By late morning Tyler was in a position overlooking Blackburn’s Ford on Bull Run. Although he observed a Confederate battery across the run, rebel troops could not be detected in any strength. “Desiring to ascertain the extent of [the Confederate] force,” Tyler called forward his artillery and Richardson’s entire infantry brigade, composed of the 1st Massachusetts, 12th New York, 2nd Michigan and 3rd Michigan, the latter two regiments being deployed facing Mitchell’s Ford.

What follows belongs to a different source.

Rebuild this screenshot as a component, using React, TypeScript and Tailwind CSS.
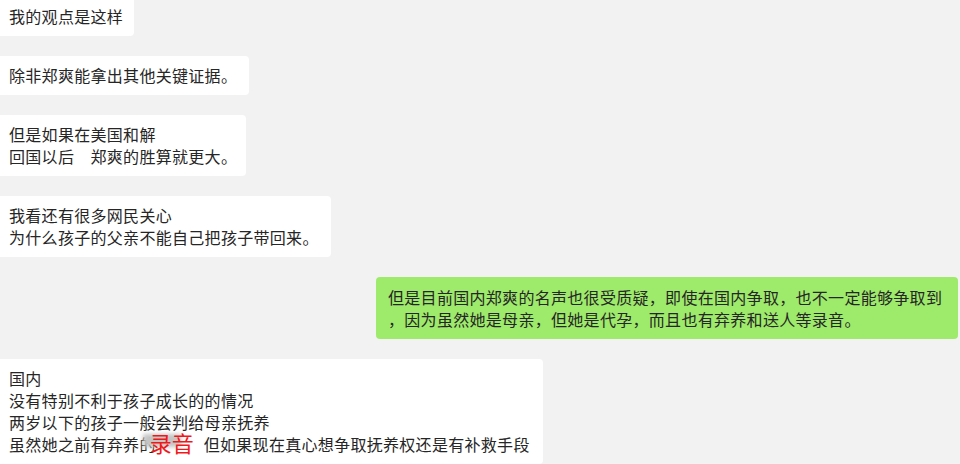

Tyler’s guns opened fire shortly after noon but received no appreciable response. Determined to feel out the enemy, Tyler directed Richardson to advance a line of skirmishers. Upon approaching the wooded stream banks, a gray clad battalion from the 1st Massachusetts drew scattering shots from skirmishers of the 1st Virginia Infantry. In response, Tyler sent forward a section of 12-pounder field howitzers from Romeyn Ayres’ battery with a squadron of cavalry for support. Richardson also directed the 12th New York and 1st Massachusetts to move forward in support of the artillery pieces. As the two howitzers opened fire the entire stream bottom erupted with heavy volleys of musketry. The New Yorkers became heavily engaged, yet fell back in disorder shortly thereafter, dangerously exposing the left flank of the 1st Massachusetts. Captain Ayres recalled his exposed pair of howitzers after they had expended all of their canister rounds and some spherical case shot.
Satisfied that the enemy was present in strong force, Tyler ordered Richardson’s battered infantry to disengage and withdraw. Ayres’ six guns, assisted by two 20-pounder Parrott rifles, kept up a steady but ineffective artillery exchange with Confederate batteries until 4p.m. In the course of one hour, Union artillery fired a total of 415 shots, while Confederate cannon returned 310 rounds. During this exchange a Union Parrott shell reportedly struck the chimney of Mr. McLean’s detached kitchen and the resulting debris destroyed a meal being prepared for General Beauregard.
General Tyler reported 83 casualties while General Beauregard noted a total of 68 killed and wounded in this relatively small affair. Two soldiers in Company K, 12th New York (Cpl. James E. Cross and Pvt. Charles F. Rand) would later be awarded the Medal of Honor for refusing to retreat at Blackburn’s Ford. The disorderly withdrawal of many Union troops, however, contributed to the perception of a Confederate victory, and left southern troops flushed with confidence. Although General McDowell severely criticized Tyler for aggressively exceeding his orders, the Union repulse at Blackburn’s Ford did yield valuable information to the Union commander. The sharp firefight revealed that the Confederate position along this stretch of Bull Run was formidably defended, and this knowledge contributed to McDowell’s decision to focus the Union efforts elsewhere along the Confederate line. Yet the Battle at Blackburn’s Ford would serve only as a minor prelude to greater bloodshed and a much more decisive defeat for Union forces just a little further upstream on July 21, 1861.